The third volume of his systematic theology was not published until 1992, and by that time I had been Orthodox awhile, and so was less eager to purchase a copy, though I always had the intention of eventually doing so, in order to complete the set. Just recently, I finally got around to it, and reading it has been a walk down memory lane. Reading the preface reminded me of what a radically different spirit I found in his writings in comparison with most of the material I had studied at SNU.

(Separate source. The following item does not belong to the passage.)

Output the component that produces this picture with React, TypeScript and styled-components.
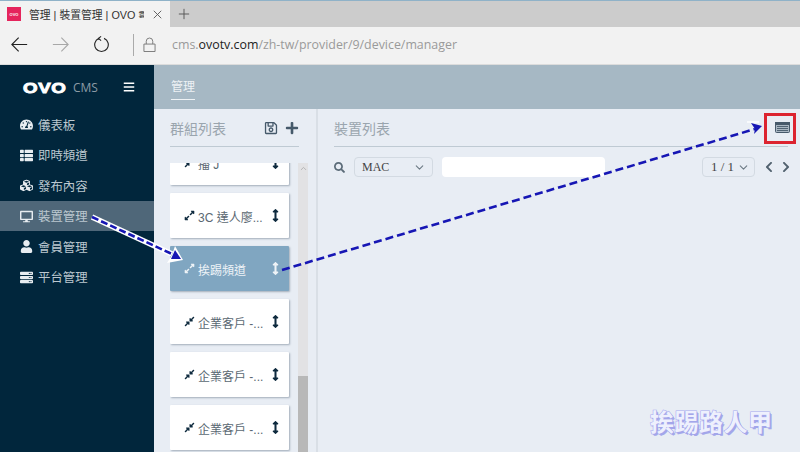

In the second paragraph of his preface, he wrote:
"At the end of this journey I reaffirm solemn commitments made at its beginning:
- To make no new contribution to theology
- to resist the temptation to quote modern writers less schooled in the whole counsel of God than the best ancient classic exegetes
- To seek quite simply to express the one mind of the believing church that has been ever attentive to the apostolic teaching to which consent has been given by Christian believers everywhere, always, and by all -- this what I mean by the Vincentian method (Vincent of Lerins, comm., LCC [Library of Christian Classics] VII, pp. 37-39,65-74; for an accounting of this method see LG [The Living God (volume 1 of his systematic theology)], pp. 322-25,341-51)
I can't remember in which of his books he said this, but I remember him echoing the above sentiments, and saying that he wanted the epitaph on his tombstone to say "He added nothing new to theology."
Thomas Oden is still a Protestant, and so one should not assume that I would agree with him entirely, but his devastating critique of Protestant liberalism and modernity in general, combined with his affirmation of the Tradition of the Church was an oasis in a spiritual and intellectual desert, and it pointed me in the direction of the Orthodox Church.